Icelandic writer (born 1953)

Vigdís Grímsdóttir (born 15 August 1953) is an Icelandic writer.

==Early life and education==
Born on 15 August 1953 in Reykjavík, she qualified as a teacher in 1973, then gained her Bachelor of Arts at the University of Iceland in 1978, and a further degree in 1982. She has taught in primary and high schools in Hafnarfjörður and Reykjavik, but since 1990 has concentrated almost exclusively on her writing.
==Career==
She has written poetry, short stories, plays, and a children's book. One of her novels became the basis for a Swedish film. Her novel Kaldaljós was also the basis for two plays and an Icelandic film with the same title. Her books have been translated into many languages. Her 1989 novel Ég heiti Ísbjörg ég er ljón (My name is Ísbjörg, I am a Leo) was adapted for performance at the National Theatre of Iceland by Hávar Sigurjónsson in 1992.

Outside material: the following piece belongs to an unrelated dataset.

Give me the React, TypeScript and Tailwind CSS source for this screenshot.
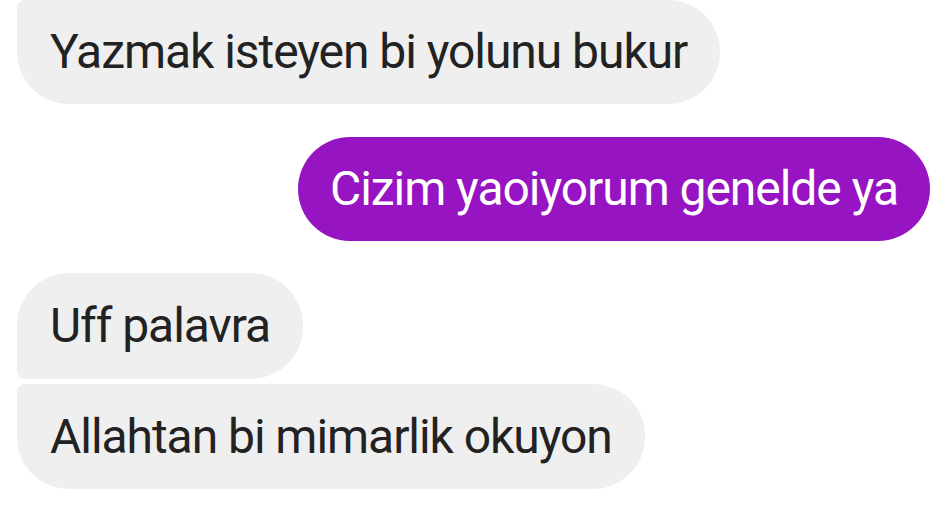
export default function App() {
  return (
    <div
      className="w-[950px] h-[519px] overflow-hidden bg-white flex flex-col pl-[17px] pr-[20px] tracking-[-1.05px]"
      style={{ fontFamily: "Roboto, 'Liberation Sans', sans-serif" }}
    >
      {/* received */}
      <div className="self-start h-[104px] flex items-center pl-[33px] pr-[33px] bg-[#efefef] rounded-tl-[8px] rounded-tr-[52px] rounded-br-[52px] rounded-bl-[52px] text-[48px] text-[#222222] leading-none">
        Yazmak isteyen bi yolunu bukur
      </div>

      {/* sent */}
      <div className="self-end mt-[33px] h-[104px] flex items-center px-[32px] bg-[#9614c1] rounded-[52px] text-[48px] text-white leading-none">
        Cizim yaoiyorum genelde ya
      </div>

      {/* received group */}
      <div className="mt-[32px] flex flex-col items-start gap-[5px]">
        <div className="h-[106px] flex items-center px-[33px] bg-[#efefef] rounded-tl-[52px] rounded-tr-[52px] rounded-br-[52px] rounded-bl-[8px] text-[48px] text-[#222222] leading-none">
          Uff palavra
        </div>
        <div className="h-[105px] flex items-center px-[33px] bg-[#efefef] rounded-tl-[8px] rounded-tr-[52px] rounded-br-[52px] rounded-bl-[52px] text-[48px] text-[#222222] leading-none">
          Allahtan bi mimarlik okuyon
        </div>
      </div>
    </div>
  );
}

== Works in translation ==
- 1990 "Vakna Törnrosa" í Sen dess har jag varit här hos er: 12 isländska noveller (Swedish)
- 1992 Nimeni on Ísbjörg, olen leijona (Finnish)
- 1993 Jeg hedder Ísbjörg, jeg er löve (Danish)
- 1995 Jag heter Ísbjörg, jag är ett lejon (Swedish)
- 1996 Je m'appele Ísbjörg, je suis lion (French)
- 1994 Flickan i skogen (Swedish)
- 1994 Metsän tyttö (Finnish)
- 1995 Pigen i skoven (Danish)
- 1995 Grandavägen 7 (Swedish)
- 1995 Kannastie 7 (Finnish)
- 1997 Älskades länder (Swedish)
- 1997 Z: rakkaustarina (Finnish)
- 1997 Z: A Love Story
- 1998 Z: en kärlekshistoria (Swedish)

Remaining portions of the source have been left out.